Sidney Morning Herald - January 17, 2001

 Julia juggles college life, movie roles 

Julia Stiles can look and sound like a typical college freshman, lounging on the couch in hiking boots, dark jeans and a comfy, charcoal grey wool sweater. She plays with her stick-straight blond hair and talks about being undecided on a major.

She's far from your average university student, though.

When she's not studying at Columbia University, the 19-year-old actress is making movies. She appears in David Mamet's latest film, State and Main, in US theatres now. In February, she'll jet to Paris to start shooting The Bourne Identity with Matt Damon.

And in late January she'll squeeze in a sojourn to the Sundance Film Festival "in between writing papers."

"But it's cool," she says. "I'm happy that I get to have both experiences."

Her latest experience is trying out her moves in the film Save the Last Dance, sort of a cross between Dirty Dancing and Jungle Fever, which has also opened in America.

Stiles, who's taken dance lessons for most of her life, plays Sara, a middle-class ballerina who transfers to an inner-city Chicago high school and falls in love with Derek, a hip-hop dancer played by Sean Patrick Thomas. Friends and family on both sides disapprove of their interracial relationship.

While Stiles believes people are more open-minded than ever about interracial dating, she thinks a lot of the apparent acceptance is just talk.

"I think people pay lip service: 'Oh, let's all just get along, everything's fine, there's no difference between black people and white people,"' she says. "But no matter what... people are uncomfortable with what they're not familiar with and that culturally, there's a lot of differences."

Even so, her costar, who grew up in Wilmington, Delaware, found that Stiles was more familiar with hip-hop music and street slang than he was.

"The dancing, the talk, everything," Thomas says. "She knew more than me in many ways because she's from New York."

Stiles grew up in downtown Manhattan and started acting onstage at age 11, performing in plays with the La Mama Theatre troupe and the Kitchen Theatre. Her first big film was 1997's The Devil's Own, in which she played Harrison Ford's daughter. In 1999, she graduated from New York's Professional Children's School, which prepares students for careers in the arts.

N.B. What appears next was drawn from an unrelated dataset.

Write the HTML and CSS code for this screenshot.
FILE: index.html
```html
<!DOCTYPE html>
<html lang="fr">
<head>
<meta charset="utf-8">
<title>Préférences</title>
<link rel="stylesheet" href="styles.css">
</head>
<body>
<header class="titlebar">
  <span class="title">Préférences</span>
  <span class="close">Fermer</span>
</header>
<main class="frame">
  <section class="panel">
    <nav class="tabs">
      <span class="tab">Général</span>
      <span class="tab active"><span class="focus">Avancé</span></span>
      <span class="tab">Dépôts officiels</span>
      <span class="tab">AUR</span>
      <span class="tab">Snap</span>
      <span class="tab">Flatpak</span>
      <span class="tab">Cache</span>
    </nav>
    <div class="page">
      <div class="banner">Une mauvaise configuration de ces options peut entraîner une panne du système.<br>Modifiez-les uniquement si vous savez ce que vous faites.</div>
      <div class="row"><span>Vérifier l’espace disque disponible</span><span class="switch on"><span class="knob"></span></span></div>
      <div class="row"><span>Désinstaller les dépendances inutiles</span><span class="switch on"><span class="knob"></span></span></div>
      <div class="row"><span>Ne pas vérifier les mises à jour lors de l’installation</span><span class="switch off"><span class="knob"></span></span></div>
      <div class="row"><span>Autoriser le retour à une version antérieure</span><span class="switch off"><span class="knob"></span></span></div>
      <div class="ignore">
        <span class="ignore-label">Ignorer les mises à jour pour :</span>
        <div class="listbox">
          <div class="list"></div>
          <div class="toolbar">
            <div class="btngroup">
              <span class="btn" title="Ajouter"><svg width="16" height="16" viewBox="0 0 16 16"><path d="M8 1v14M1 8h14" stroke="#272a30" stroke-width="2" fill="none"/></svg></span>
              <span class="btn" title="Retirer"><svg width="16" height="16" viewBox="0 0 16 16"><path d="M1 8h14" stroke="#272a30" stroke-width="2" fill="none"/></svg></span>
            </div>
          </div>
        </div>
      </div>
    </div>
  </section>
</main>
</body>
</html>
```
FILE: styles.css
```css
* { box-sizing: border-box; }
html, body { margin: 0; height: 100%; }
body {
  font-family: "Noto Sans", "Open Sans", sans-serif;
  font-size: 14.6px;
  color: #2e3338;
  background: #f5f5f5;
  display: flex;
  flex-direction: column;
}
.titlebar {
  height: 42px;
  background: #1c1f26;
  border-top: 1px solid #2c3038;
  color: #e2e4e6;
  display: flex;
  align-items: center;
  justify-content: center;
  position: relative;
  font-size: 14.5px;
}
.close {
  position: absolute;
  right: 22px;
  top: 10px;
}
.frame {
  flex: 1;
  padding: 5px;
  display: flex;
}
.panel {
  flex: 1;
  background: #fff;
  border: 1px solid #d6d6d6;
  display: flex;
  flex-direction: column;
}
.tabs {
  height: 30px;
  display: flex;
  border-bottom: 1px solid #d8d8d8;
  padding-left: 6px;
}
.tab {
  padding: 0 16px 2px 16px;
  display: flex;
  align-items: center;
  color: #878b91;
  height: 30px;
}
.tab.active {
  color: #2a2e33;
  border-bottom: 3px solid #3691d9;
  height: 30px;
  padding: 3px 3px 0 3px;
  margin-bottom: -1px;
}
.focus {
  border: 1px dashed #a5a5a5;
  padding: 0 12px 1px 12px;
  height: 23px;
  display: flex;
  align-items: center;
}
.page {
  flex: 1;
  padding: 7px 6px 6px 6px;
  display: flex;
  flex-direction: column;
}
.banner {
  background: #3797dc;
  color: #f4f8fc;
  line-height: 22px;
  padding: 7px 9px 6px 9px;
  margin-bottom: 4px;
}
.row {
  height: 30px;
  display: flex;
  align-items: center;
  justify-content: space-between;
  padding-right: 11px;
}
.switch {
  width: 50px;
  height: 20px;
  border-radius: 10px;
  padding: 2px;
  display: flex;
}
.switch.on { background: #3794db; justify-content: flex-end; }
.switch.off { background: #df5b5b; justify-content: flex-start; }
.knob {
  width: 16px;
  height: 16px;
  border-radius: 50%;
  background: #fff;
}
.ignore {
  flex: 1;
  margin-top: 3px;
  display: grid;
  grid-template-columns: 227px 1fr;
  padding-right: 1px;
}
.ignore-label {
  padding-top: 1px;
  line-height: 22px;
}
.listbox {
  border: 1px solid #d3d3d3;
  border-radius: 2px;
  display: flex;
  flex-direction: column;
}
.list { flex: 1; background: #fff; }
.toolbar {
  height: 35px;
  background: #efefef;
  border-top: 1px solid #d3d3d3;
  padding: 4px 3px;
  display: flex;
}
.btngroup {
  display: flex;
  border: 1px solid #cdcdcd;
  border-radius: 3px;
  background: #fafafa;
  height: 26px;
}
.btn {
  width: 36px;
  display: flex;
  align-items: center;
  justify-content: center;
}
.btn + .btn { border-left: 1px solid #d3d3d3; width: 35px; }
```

Diversity in the student body is one of the things that attracted Stiles to Columbia. Just like the other freshmen, she lives in a dorm. Actress Anna Paquin lives a couple of buildings away.

"It's cool!" Stiles says, a smile bursting across her face. "I really wanted to live in the dorm. That's part of the college experience that you have to have. I have a single and I'm glad about that because I couldn't deal with a roommate.

"But I come home and I have, like, 40 roommates if I open my door and it's just a different way of living. There's no privacy but it's OK. It's fun hanging out with people on my floor, walking around in flip-flops. I like it. It's like being away at camp."

Most people, she says, don't treat her like Julia Stiles, Movie Star.

"My friends, the people that I have met through my classes and who live on my floor, are awesome. They treat me like a normal human being," she says. "And I kinda went into the situation feeling, 'I'll command the way I am supposed to be treated, so if I act like I am -- well, I AM a normal person -- and I don't expect to be treated any differently, then hopefully people will respond that way.' And for the most part that happened.

"The coolest thing is that, like, my professors have no idea who I am. And if they do they haven't said anything, so they don't treat me differently. And they don't care. It's like, 'So, you're an actress. That's great. What do you know about Homer?"'

Whether or not she knows the Greek classics, Stiles knows Shakespeare. She starred in 1999's 10 Things I Hate About You, a high school version of The Taming of The Shrew. Last year, she played Ophelia in Michael Almereyda's modern-day Hamlet, which has re-released in New York and Los Angeles theatres.

But the Shakespeare adaptation Stiles is most proud of is O, a violent, faithful retelling of Othello set in a private high school. She plays Desi, the Desdemona character.

The film initially was to hit theatres in October 1999. Miramax -- owner of Dimension Films, which is releasing O -- held onto it after the April 1999 Columbine High School shootings, in which two students shot and killed a dozen classmates and a teacher before killing themselves. Now, the movie is scheduled for release in March.

"It really is the story of Othello, but people make comparisons to, like, Columbine and stuff and so they're worried about influencing people or whatever, and that's kind of ridiculous but I understand," she says. "They just have to be careful."

Stiles has yet another new film screening at Sundance at the end of January, The Business of Strangers with Stockard Channing.

She says the primping and handling that go along with being a young film star aren't exactly her style.

"Generally people like to paint me as, like, the tough, blunt New Yorker that's really precocious," she jokes. "I have, like, a really goofy side that a lot of people don't get to see."